Resolution of the aid talks, which have dragged on since July, would allow Greece to make the March bond payment and contain the threat that speculators will target debt-saddled nations including Italy and Portugal.
Strikes Called
The strike called by the private-sector GSEE union shut down schools, government services, and some public transit for the second time this week.
“They want to privatize the entire country,” Ploumitsa Triantafillopoulou, 42, who works for an organization that promotes day-care facilities for children, said yesterday in an interview. “All of us here we will lose our jobs. They don’t care for us. They don’t care for the people of Greece.”

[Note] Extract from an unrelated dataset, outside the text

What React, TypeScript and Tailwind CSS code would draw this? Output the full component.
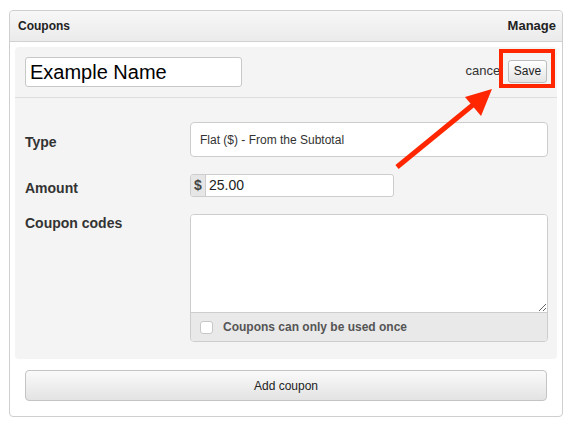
import { useState } from 'react'

export default function App() {
  const [name, setName] = useState('Example Name')
  const [amount, setAmount] = useState('25.00')
  const [once, setOnce] = useState(false)

  return (
    <div className="relative w-[571px] h-[431px] bg-white pt-[10px] pl-[9px] font-['Liberation_Sans',Arial,sans-serif] text-[#333]">
      {/* PANEL */}
      <div className="w-[554px] h-[407px] border border-[#cfcfcf] rounded-[4px] flex flex-col">
        <div className="h-[31px] shrink-0 flex items-center justify-between pl-[8px] pr-[6px] bg-gradient-to-b from-[#f7f7f7] to-[#ebebeb] border-b border-[#d2d2d2] rounded-t-[4px]">
          <span className="text-[12px] font-bold text-[#222]">Coupons</span>
          <span className="text-[13px] font-bold text-[#222]">Manage</span>
        </div>

        <div className="px-[5px] pt-[5px]">
          {/* EDIT CARD */}
          <div className="h-[312px] bg-[#f4f4f4] rounded-[4px] flex flex-col">
            <div className="h-[51px] shrink-0 flex items-center justify-between pl-[10px] pr-[10px] border-b border-[#dedede]">
              <input
                value={name}
                onChange={e => setName(e.target.value)}
                className="w-[217px] h-[30px] px-[4px] bg-white border border-[#c8c8c8] rounded-[3px] text-[20px] text-black outline-none"
              />
              <div className="flex items-center gap-[5px] mt-[-2px]">
                <span className="text-[13px] text-[#333]">cancel</span>
                <button className="w-[39px] h-[23px] border border-[#bdbdbd] rounded-[3px] bg-gradient-to-b from-white to-[#e4e4e4] text-[12px] text-[#222]">
                  Save
                </button>
              </div>
            </div>

            <div className="flex flex-col gap-[17px] pt-[24px] pl-[10px] pr-[9px]">
              <div className="flex items-center">
                <div className="w-[165px] text-[14px] leading-[16px] font-bold mt-[4px]">Type</div>
                <div className="flex-1 h-[35px] flex items-center px-[9px] bg-white border border-[#cdcdcd] rounded-[4px] text-[12px] text-[#333]">
                  Flat ($) - From the Subtotal
                </div>
              </div>

              <div className="flex items-center">
                <div className="w-[165px] text-[14px] leading-[16px] font-bold mt-[4px]">Amount</div>
                <div className="w-[204px] h-[23px] flex border border-[#cdcdcd] rounded-[3px] overflow-hidden bg-white">
                  <span className="w-[19px] flex items-center justify-center bg-[#e6e6e6] border-r border-[#cdcdcd] text-[14px] font-bold text-[#444]">$</span>
                  <input
                    value={amount}
                    onChange={e => setAmount(e.target.value)}
                    className="flex-1 px-[3px] text-[14px] text-[#222] outline-none"
                  />
                </div>
              </div>

              <div className="flex items-start">
                <div className="w-[165px] text-[14px] font-bold mt-[-1px]">Coupon codes</div>
                <div className="flex-1 flex flex-col border border-[#cdcdcd] rounded-[4px] overflow-hidden">
                  <textarea className="h-[98px] bg-white border-b border-[#cdcdcd] outline-none resize-y block" />
                  <label className="h-[28px] flex items-center gap-[10px] pl-[9px] bg-[#e9e9e9] text-[12px] font-bold text-[#555]">
                    <input
                      type="checkbox"
                      checked={once}
                      onChange={e => setOnce(e.target.checked)}
                      className="appearance-none w-[13px] h-[13px] bg-white border border-[#c7c7c7] rounded-[3px]"
                    />
                    Coupons can only be used once
                  </label>
                </div>
              </div>
            </div>
          </div>

          <button className="mt-[11px] ml-[10px] w-[522px] h-[31px] border border-[#c4c4c4] rounded-[4px] bg-gradient-to-b from-[#fafafa] to-[#e3e3e3] text-[12px] text-[#222]">
            Add coupon
          </button>
        </div>
      </div>

      {/* ANNOTATION */}
      <div className="absolute left-[499px] top-[49px] w-[56px] h-[39px] border-[4px] border-[#ff2600]" />
      <svg className="absolute left-0 top-0 pointer-events-none" width="571" height="431">
        <line x1="397" y1="167" x2="474" y2="104" stroke="#ff2600" strokeWidth="5" />
        <polygon points="492,89 465,97 481,116" fill="#ff2600" />
      </svg>
    </div>
  )
}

Europe’s hardline stance follows more than two years in which Greece failed to carry through promised reforms to tackle its uncompetitive economy and meet the terms for aid. Greece blamed its shortcomings on a deepening recession now set to worsen with figures this week showing unemployment jumping to 20.9 percent in November and industrial production declining.
Bondholders met separately in Paris on Feb. 9 to discuss accepting an average coupon of as low as 3.6 percent on new 30- year bonds in a proposed debt swap. An agreement would slice 100 billion euros off more than 200 billion euros of privately-held debt and a formal offer must be made by Feb. 13 to allow all procedures to be completed before the March 20 bond comes due.
European Union Economic and Monetary Affairs Commissioner Olli Rehn said the deal is “practically finalized.”
The measures are aimed at delivering budget reductions totaling 1.5 percent of GDP this year and range from a 22 percent paring of the minimum wage to lower pension payments and immediate job cuts for as many as 15,000 state workers.